If eligible to participate, you can search for an HECM counselor here, in the HECM Counselor Roster.

There are many costs associated with participating in the HECM program, such as mortgage insurance premiums and origination fees, but these can be financed by the loan itself, which simply reduces the actual amount from your equity that you receive.

3. Energy Efficient Mortgage Program

The Energy Efficient Mortgage program (EEM) seeks to help families direct more income to their mortgage payments by reducing their energy spending. EEM is a special program borrowers can participate in, in addition to their FHA insured mortgage. Borrowers devise an energy package – the set of improvements they wish to make to their property. This energy package is then tested for cost effectiveness in the Home Energy Assessment. If approved, the energy package will be financed and the borrower can get to work at augmenting their home’s energy efficiency.
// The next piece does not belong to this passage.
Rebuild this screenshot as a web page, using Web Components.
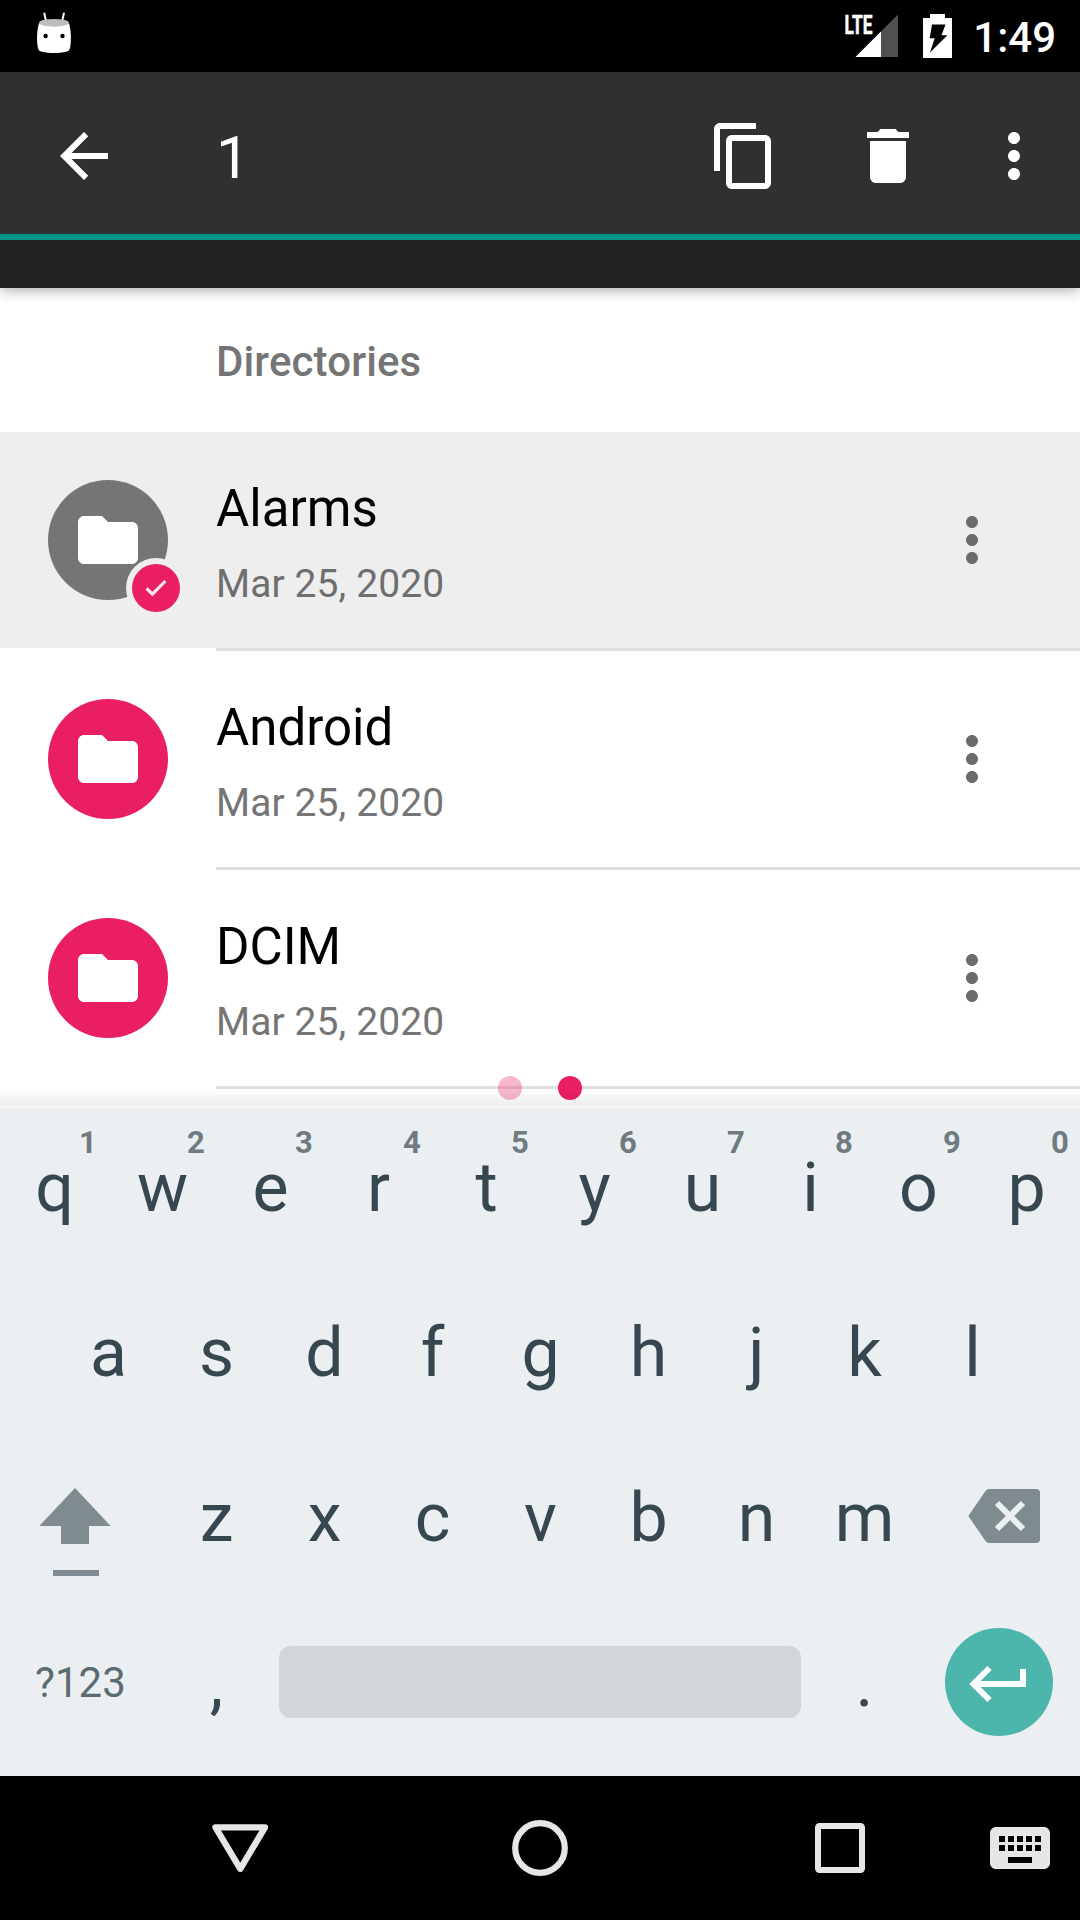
<!DOCTYPE html>
<html lang="en">
<head>
<meta charset="utf-8">
<title>Files</title>
<style>
html,body{margin:0;padding:0;background:#000}
body{width:1080px;height:1920px;overflow:hidden;font-family:Roboto,"Noto Sans",sans-serif}
</style>
</head>
<body>
<phone-screen>
  <status-bar time="1:49"></status-bar>
  <action-bar heading="1"></action-bar>
  <file-pane>
    <section-header>Directories</section-header>
    <file-row date="Mar 25, 2020" selected>Alarms</file-row>
    <file-row date="Mar 25, 2020">Android</file-row>
    <file-row date="Mar 25, 2020">DCIM</file-row>
  </file-pane>
  <soft-keyboard></soft-keyboard>
  <nav-bar></nav-bar>
</phone-screen>
<script>
function define(name, render) {
  customElements.define(name, class extends HTMLElement {
    constructor() { super(); this.attachShadow({ mode: 'open' }); }
    connectedCallback() {
      this.shadowRoot.innerHTML = '<style>*{box-sizing:border-box}svg{display:block;flex:none}</style>' + render(this);
    }
  });
}

const MATERIAL = {
  back: 'M20 11H7.83l5.59-5.59L12 4l-8 8 8 8 1.41-1.41L7.83 13H20v-2z',
  copy: 'M16 1H4c-1.1 0-2 .9-2 2v14h2V3h12V1zm3 4H8c-1.1 0-2 .9-2 2v14c0 1.1.9 2 2 2h11c1.1 0 2-.9 2-2V7c0-1.1-.9-2-2-2zm0 16H8V7h11v14z',
  trash: 'M6 19c0 1.1.9 2 2 2h8c1.1 0 2-.9 2-2V7H6v12zM19 4h-3.5l-1-1h-5l-1 1H5v2h14V4z',
  more: 'M12 8c1.1 0 2-.9 2-2s-.9-2-2-2-2 .9-2 2 .9 2 2 2zm0 2c-1.1 0-2 .9-2 2s.9 2 2 2 2-.9 2-2-.9-2-2-2zm0 6c-1.1 0-2 .9-2 2s.9 2 2 2 2-.9 2-2-.9-2-2-2z',
  folder: 'M10 4H4c-1.1 0-1.99.9-1.99 2L2 18c0 1.1.9 2 2 2h16c1.1 0 2-.9 2-2V8c0-1.1-.9-2-2-2h-8l-2-2z',
  keyboard: 'M20 5H4c-1.1 0-1.99.9-1.99 2L2 17c0 1.1.9 2 2 2h16c1.1 0 2-.9 2-2V7c0-1.1-.9-2-2-2zm-9 3h2v2h-2V8zm0 3h2v2h-2v-2zM8 8h2v2H8V8zm0 3h2v2H8v-2zm-1 2H5v-2h2v2zm0-3H5V8h2v2zm9 7H8v-2h8v2zm0-4h-2v-2h2v2zm0-3h-2V8h2v2zm3 3h-2v-2h2v2zm0-3h-2V8h2v2z'
};

define('app-icon', el => `
<style>:host{display:block;flex:none;width:72px;height:72px}</style>
<svg width="72" height="72" viewBox="0 0 24 24" fill="currentColor"><path d="${MATERIAL[el.getAttribute('name')]}"/></svg>`);

define('phone-screen', () => `
<style>:host{display:flex;flex-direction:column;width:1080px;height:1920px;overflow:hidden;background:#fff}</style>
<slot></slot>`);

define('status-bar', el => `
<style>
:host{display:flex;flex:none;height:72px;background:#000;color:#fff;padding:0 24px 0 36px;justify-content:space-between}
.right{display:flex}
.time{font-size:42px;font-weight:500;line-height:75px;margin-left:21px}
</style>
<svg width="36" height="72" viewBox="0 0 36 72">
  <path d="M8.300 13.400l2 9M27.900 13.400l-2 9" stroke="#fff" stroke-width="2" stroke-linecap="round"/>
  <path d="M3 23.500C1.200 28 .4 40 1.700 46.500 2.400 50.700 3.600 51 6 51.800c7 1.600 17 1.600 24 0 2.400-.8 3.600-1.100 4.300-5.300C35.600 40 34.800 28 33 23.500z" fill="#fff"/>
  <ellipse cx="18" cy="22.800" rx="15" ry="3.900" fill="#bdbdbd"/>
  <circle cx="9.600" cy="36" r="2.200" fill="#000"/><circle cx="26.500" cy="36" r="2.200" fill="#000"/>
</svg>
<div class="right">
  <svg width="56" height="72" viewBox="844 0 56 72">
    <text x="844.500" y="33.500" font-size="25.500" font-weight="700" fill="#fff" stroke="#fff" stroke-width=".5" textLength="28" lengthAdjust="spacingAndGlyphs">LTE</text>
    <path d="M898 14.500V57H855.500z" fill="#505050"/><path d="M881 31.500V57H855.500z" fill="#fff"/>
  </svg>
  <svg width="52" height="72" viewBox="900 0 52 72">
    <path d="M930 14h15v4h7v40h-29V18h7z" fill="#fff"/>
    <path d="M932 24.500h13.500l-4 10.800h6L930 52.500l4.700-14.200h-5z" fill="#000"/>
  </svg>
  <div class="time">${el.getAttribute('time')}</div>
</div>`);

define('action-bar', el => `
<style>
:host{display:block;flex:none;position:relative;z-index:1;box-shadow:0 3px 12px rgba(0,0,0,.3);color:#fff}
.bar{display:flex;align-items:center;height:168px;padding:6px 30px 0 48px;background:#303030;border-bottom:6px solid #009688}
.title{flex:1;margin-left:96px;font-size:60px;line-height:152px;padding-top:4px}
.trash{margin:0 54px 0 72px}
.strip{height:48px;background:#212121}
</style>
<div class="bar"><app-icon name="back"></app-icon><div class="title">${el.getAttribute('heading')}</div>
<app-icon name="copy"></app-icon><app-icon class="trash" name="trash"></app-icon><app-icon name="more"></app-icon></div>
<div class="strip"></div>`);

define('file-pane', () => `
<style>
:host{display:block;position:relative;flex:none;height:818px;background:#fff;overflow:hidden}
.pages{position:absolute;left:0;right:0;top:788px;display:flex;justify-content:center;gap:36px}
.pages i{width:24px;height:24px;border-radius:50%;background:#e91e63}
.pages i:first-child{opacity:.32}
.shade{position:absolute;left:0;right:0;bottom:0;height:17px;background:linear-gradient(rgba(0,0,0,0),rgba(0,0,0,.07))}
</style>
<slot></slot><div class="pages"><i></i><i></i></div><div class="shade"></div>`);

define('section-header', () => `
<style>:host{display:block;height:144px;padding-left:216px;font-size:42px;font-weight:500;line-height:147px;letter-spacing:.12px;color:#757575}</style>
<slot></slot>`);

define('file-row', el => {
  const on = el.hasAttribute('selected');
  return `
<style>
:host{display:block}
.row{display:flex;height:216px;padding:0 72px 0 48px;background:${on ? '#eee' : '#fff'};color:#757575}
.avatar{position:relative;display:flex;align-items:center;justify-content:center;width:120px;height:120px;margin-top:48px;border-radius:50%;background:${on ? '#757575' : '#e91e63'};color:#fff}
.badge{position:absolute;left:78px;top:78px}
.text{flex:1;display:flex;flex-direction:column;gap:22px;padding:47px 0 0 48px}
.name{font-size:51px;line-height:60px;color:#000}
.date{font-size:39px;line-height:46px;letter-spacing:.1px;color:${on ? '#6e6e6e' : '#757575'}}
.more{align-self:center;color:#6b6b6b}
.rule{height:3px;margin-left:216px;background:#e0e0e0}
</style>
<div class="row">
  <div class="avatar"><app-icon name="folder"></app-icon>${on ? `
    <svg class="badge" width="60" height="60" viewBox="0 0 60 60"><circle cx="30" cy="30" r="30" fill="#eee"/><circle cx="30" cy="30" r="24" fill="#e91e63"/><path d="M20.600 30.400l5.800 5.800L39.400 23" fill="none" stroke="#fce4ec" stroke-width="3.200"/></svg>` : ''}
  </div>
  <div class="text"><div class="name"><slot></slot></div><div class="date">${el.getAttribute('date')}</div></div>
  <app-icon class="more" name="more"></app-icon>
</div>
<div class="rule"></div>`;
});

define('kb-key', el => `
<style>
:host{display:block;position:relative;flex:none;box-sizing:border-box;width:108px;height:165px;padding-left:1px;text-align:center;font-size:68px;line-height:158px;color:#37474f}
.hint{position:absolute;left:68px;width:40px;top:0;font-size:31px;font-weight:700;line-height:67px;color:#6f7b81}
</style>
<slot></slot>${el.hasAttribute('hint') ? `<div class="hint">${el.getAttribute('hint')}</div>` : ''}`);

const keys = s => [...s].map(c => `<kb-key>${c}</kb-key>`).join('');
define('soft-keyboard', () => `
<style>
:host{display:block;flex:none;height:670px;background:#ebeff2;border-top:3px solid #f4f6f8;box-sizing:border-box}
.line{display:flex;justify-content:center;height:165px}
.sym{width:162px;padding-right:1px;text-align:center;font-size:42px;line-height:157px;letter-spacing:.1px;color:#5b6b72}
.space{flex:none;width:522px;height:72px;margin:42px 9px 0;border-radius:12px;background:#d1d6d9}
</style>
<div class="line">${[...'qwertyuiop'].map((c, i) => `<kb-key hint="${(i + 1) % 10}">${c}</kb-key>`).join('')}</div>
<div class="line">${keys('asdfghjkl')}</div>
<div class="line">
  <svg width="162" height="165" viewBox="0 0 162 165" fill="#808b8f"><path d="M75 49l35.700 38H89v18H61V87H39.300z"/><path d="M53 131h46v6H53z" fill="#808b93"/></svg>
  ${keys('zxcvbnm')}
  <svg width="162" height="165" viewBox="918 1439 162 165"><path d="M989 1489h47a4 4 0 0 1 4 4v46a4 4 0 0 1-4 4h-47q-2 0-3.500-2l-17.200-25 17.200-25q1.500-2 3.500-2z" fill="#808b8f"/><path d="M997 1503l26 26m0-26l-26 26" stroke="#ebeff2" stroke-width="6"/></svg>
</div>
<div class="line">
  <div class="sym">?123</div><kb-key>,</kb-key><div class="space"></div><kb-key>.</kb-key>
  <svg width="162" height="165" viewBox="918 1604 162 165"><circle cx="999" cy="1682" r="54" fill="#4db6ac"/><path d="M989.500 1668l-16 16 16 16M972 1684h51v-15" fill="none" stroke="#fff" stroke-width="6"/></svg>
</div>`);

define('nav-bar', () => `
<style>:host{display:flex;flex:1;background:#000;color:#e6e6e6;align-items:center;padding:0 24px 0 204px}
.home{margin:0 228px}app-icon{margin-left:108px}</style>
<svg width="72" height="72" viewBox="204 1812 72 72"><path d="M215.500 1827.300h49.500L240.300 1868.800z" fill="none" stroke="currentColor" stroke-width="6.300" stroke-linejoin="round"/></svg>
<svg class="home" width="72" height="72"><circle cx="36" cy="36" r="24.800" fill="none" stroke="currentColor" stroke-width="6.200"/></svg>
<svg width="72" height="72"><rect x="14" y="14" width="44" height="44" rx="1.500" fill="none" stroke="currentColor" stroke-width="6"/></svg>
<app-icon name="keyboard"></app-icon>`);
</script>
</body>
</html>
4. Manufactured Housing and Mobile Homes

The FHA also offers loan assistance for factory-built housing and mobile homes. This works similarly to the FHA home loan, and is offered to land owners and mobile home owners.

How Do They Help?

The various programs that the HUD and FHA offer allow home and other property owners to make the property decisions that are best for them without too much risk. These programs also offer property owners incentives for participating, especially the EEM and HECM programs. By incentivizing property owners to pursue projects with their current property or to seek new property, the HUD and FHA revitalize troubled communities and bring homes into the 21st century.